Short exercise
Take every line from the material that has the word "with" in it.

'''

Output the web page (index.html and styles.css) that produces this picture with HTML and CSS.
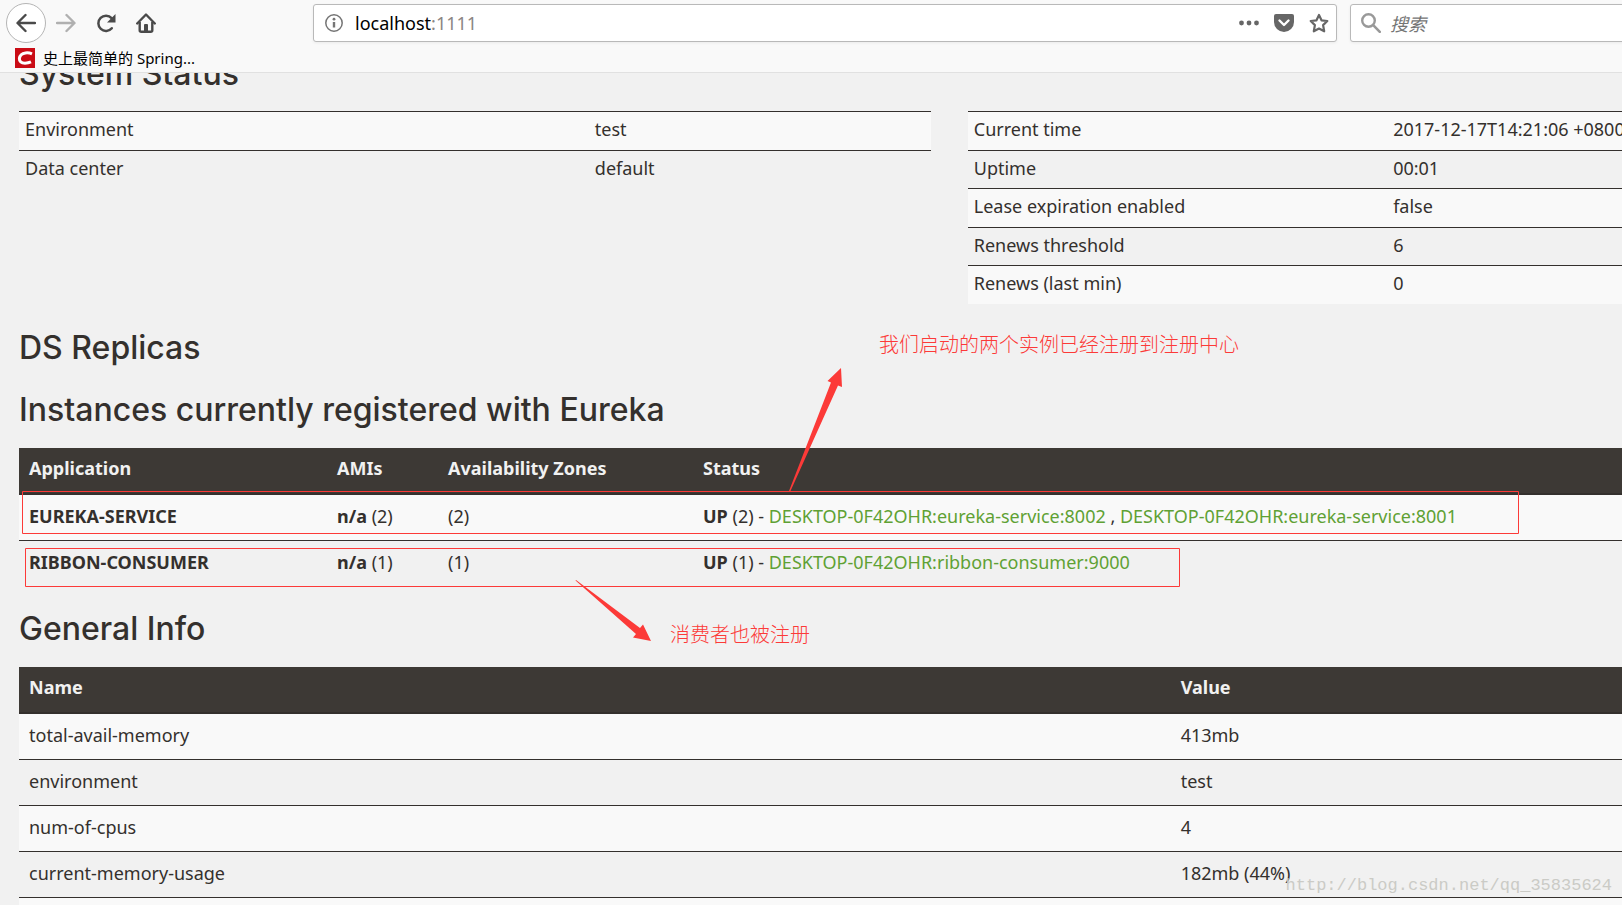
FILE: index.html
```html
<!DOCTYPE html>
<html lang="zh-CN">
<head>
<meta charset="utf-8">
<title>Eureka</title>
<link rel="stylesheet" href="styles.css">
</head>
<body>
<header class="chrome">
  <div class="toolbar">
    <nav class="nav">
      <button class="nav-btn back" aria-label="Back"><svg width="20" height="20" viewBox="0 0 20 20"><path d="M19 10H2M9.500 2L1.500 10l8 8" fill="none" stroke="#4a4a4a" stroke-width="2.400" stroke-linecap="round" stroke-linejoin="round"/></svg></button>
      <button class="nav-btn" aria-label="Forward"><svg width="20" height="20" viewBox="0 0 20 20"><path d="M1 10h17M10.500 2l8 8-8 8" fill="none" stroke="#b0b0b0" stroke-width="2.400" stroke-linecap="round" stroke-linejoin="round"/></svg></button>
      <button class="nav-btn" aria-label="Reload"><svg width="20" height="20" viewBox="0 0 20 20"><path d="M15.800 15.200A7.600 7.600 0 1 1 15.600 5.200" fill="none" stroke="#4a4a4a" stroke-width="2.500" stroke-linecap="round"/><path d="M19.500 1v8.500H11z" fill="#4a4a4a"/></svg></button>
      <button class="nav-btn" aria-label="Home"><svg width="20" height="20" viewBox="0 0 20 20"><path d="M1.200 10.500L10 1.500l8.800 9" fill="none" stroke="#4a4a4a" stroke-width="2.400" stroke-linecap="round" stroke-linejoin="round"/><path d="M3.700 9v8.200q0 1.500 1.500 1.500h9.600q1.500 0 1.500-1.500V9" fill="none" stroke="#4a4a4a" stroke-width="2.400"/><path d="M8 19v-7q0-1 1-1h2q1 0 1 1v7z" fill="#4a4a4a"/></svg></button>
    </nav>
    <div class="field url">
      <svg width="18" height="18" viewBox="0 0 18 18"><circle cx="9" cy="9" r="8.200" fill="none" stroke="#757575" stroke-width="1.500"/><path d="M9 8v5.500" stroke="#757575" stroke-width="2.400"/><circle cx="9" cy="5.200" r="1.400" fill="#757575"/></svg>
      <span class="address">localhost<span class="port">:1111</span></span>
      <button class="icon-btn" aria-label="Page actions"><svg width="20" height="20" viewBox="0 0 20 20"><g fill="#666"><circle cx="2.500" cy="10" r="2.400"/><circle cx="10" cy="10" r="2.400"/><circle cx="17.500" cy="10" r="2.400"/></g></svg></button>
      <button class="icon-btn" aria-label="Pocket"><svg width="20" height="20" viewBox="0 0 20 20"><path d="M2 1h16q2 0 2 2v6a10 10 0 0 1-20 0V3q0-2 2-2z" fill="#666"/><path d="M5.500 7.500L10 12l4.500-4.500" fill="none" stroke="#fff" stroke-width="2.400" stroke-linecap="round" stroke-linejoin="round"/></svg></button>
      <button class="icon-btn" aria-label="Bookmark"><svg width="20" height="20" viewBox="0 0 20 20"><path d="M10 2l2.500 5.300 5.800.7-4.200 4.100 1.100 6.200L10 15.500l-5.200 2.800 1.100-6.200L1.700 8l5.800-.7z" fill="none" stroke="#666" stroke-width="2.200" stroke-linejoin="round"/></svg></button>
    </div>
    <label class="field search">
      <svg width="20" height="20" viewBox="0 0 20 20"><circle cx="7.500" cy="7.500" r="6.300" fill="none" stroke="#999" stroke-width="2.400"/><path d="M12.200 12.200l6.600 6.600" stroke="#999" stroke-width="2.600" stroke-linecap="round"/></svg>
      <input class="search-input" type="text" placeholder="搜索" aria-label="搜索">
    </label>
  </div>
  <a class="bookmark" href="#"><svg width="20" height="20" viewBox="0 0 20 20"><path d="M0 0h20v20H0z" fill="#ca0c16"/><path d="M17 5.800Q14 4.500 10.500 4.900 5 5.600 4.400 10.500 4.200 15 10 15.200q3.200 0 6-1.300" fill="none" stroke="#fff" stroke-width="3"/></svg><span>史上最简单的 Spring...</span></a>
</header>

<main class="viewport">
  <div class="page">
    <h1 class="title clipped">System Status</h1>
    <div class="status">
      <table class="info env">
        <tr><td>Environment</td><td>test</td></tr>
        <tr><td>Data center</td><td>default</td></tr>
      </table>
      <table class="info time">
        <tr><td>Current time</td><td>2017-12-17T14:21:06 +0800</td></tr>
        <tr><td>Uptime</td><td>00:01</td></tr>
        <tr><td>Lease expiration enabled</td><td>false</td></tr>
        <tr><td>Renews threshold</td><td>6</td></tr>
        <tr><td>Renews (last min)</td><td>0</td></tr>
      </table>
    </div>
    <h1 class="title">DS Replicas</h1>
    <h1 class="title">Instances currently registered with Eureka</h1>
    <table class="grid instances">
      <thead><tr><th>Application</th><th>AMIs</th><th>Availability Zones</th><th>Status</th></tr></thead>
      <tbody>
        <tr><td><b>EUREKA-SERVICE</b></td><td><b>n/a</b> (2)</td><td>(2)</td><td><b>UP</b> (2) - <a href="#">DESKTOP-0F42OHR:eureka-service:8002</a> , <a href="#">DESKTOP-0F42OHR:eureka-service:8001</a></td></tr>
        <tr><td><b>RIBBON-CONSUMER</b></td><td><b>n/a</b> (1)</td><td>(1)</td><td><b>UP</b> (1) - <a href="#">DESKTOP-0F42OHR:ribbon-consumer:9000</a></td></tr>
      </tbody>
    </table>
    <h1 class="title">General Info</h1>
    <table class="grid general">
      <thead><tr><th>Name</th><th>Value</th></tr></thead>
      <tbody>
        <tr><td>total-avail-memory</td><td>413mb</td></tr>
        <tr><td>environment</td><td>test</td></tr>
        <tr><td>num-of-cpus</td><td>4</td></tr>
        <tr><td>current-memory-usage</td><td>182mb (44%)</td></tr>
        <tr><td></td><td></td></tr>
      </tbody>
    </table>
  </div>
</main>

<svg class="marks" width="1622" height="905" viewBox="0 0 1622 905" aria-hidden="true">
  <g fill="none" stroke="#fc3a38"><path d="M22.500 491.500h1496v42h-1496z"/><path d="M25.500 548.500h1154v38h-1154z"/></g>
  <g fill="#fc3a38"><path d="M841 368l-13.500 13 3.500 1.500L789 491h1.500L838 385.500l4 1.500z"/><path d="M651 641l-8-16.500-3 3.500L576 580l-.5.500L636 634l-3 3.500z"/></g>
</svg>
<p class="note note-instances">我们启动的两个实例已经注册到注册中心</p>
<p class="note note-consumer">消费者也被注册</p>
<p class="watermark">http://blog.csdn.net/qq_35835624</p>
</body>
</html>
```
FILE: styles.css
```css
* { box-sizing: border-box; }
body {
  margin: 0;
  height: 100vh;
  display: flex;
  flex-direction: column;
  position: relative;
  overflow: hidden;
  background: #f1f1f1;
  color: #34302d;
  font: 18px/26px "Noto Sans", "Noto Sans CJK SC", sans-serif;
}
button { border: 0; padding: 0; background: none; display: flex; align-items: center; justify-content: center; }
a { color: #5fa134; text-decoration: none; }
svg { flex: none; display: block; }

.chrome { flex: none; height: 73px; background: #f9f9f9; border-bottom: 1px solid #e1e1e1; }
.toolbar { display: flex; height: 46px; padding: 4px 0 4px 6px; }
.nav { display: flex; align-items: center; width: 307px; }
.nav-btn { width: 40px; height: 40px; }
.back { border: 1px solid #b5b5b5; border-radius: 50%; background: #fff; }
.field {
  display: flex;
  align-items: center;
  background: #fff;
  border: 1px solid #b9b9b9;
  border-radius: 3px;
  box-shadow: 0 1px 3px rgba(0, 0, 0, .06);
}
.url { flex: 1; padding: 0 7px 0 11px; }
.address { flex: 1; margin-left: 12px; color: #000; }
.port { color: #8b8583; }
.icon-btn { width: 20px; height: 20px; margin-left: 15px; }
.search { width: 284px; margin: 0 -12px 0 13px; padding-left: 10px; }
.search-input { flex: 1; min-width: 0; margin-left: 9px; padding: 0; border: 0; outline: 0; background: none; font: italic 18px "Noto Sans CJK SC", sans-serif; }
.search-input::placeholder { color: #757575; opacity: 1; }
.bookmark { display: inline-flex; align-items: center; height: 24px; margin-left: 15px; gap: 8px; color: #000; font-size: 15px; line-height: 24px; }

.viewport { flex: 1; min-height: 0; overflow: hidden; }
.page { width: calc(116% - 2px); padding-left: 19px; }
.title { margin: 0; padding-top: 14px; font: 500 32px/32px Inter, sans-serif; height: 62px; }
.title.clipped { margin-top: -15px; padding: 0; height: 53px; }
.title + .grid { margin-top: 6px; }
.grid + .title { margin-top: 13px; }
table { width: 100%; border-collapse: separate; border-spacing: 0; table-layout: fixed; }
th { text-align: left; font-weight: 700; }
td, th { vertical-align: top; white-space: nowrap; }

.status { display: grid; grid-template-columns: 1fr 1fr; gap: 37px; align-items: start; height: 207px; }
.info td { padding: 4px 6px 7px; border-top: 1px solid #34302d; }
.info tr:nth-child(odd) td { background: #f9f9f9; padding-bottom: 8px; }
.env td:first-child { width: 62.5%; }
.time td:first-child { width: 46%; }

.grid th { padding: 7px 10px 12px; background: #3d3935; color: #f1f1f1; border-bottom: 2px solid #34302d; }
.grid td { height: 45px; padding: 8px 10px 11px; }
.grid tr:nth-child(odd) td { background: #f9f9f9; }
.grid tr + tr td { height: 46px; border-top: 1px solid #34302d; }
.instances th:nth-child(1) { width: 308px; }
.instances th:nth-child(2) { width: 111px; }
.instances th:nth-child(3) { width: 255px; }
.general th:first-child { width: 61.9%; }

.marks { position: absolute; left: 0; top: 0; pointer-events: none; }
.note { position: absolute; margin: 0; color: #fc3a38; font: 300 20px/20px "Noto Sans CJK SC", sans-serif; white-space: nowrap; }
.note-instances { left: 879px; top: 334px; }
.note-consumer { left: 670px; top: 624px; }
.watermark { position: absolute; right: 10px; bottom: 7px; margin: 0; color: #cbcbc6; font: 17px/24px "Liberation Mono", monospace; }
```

'''

Result of the task
Output the web page (index.html and styles.css) that produces this picture with HTML and CSS.
    <h1 class="title">Instances currently registered with Eureka</h1>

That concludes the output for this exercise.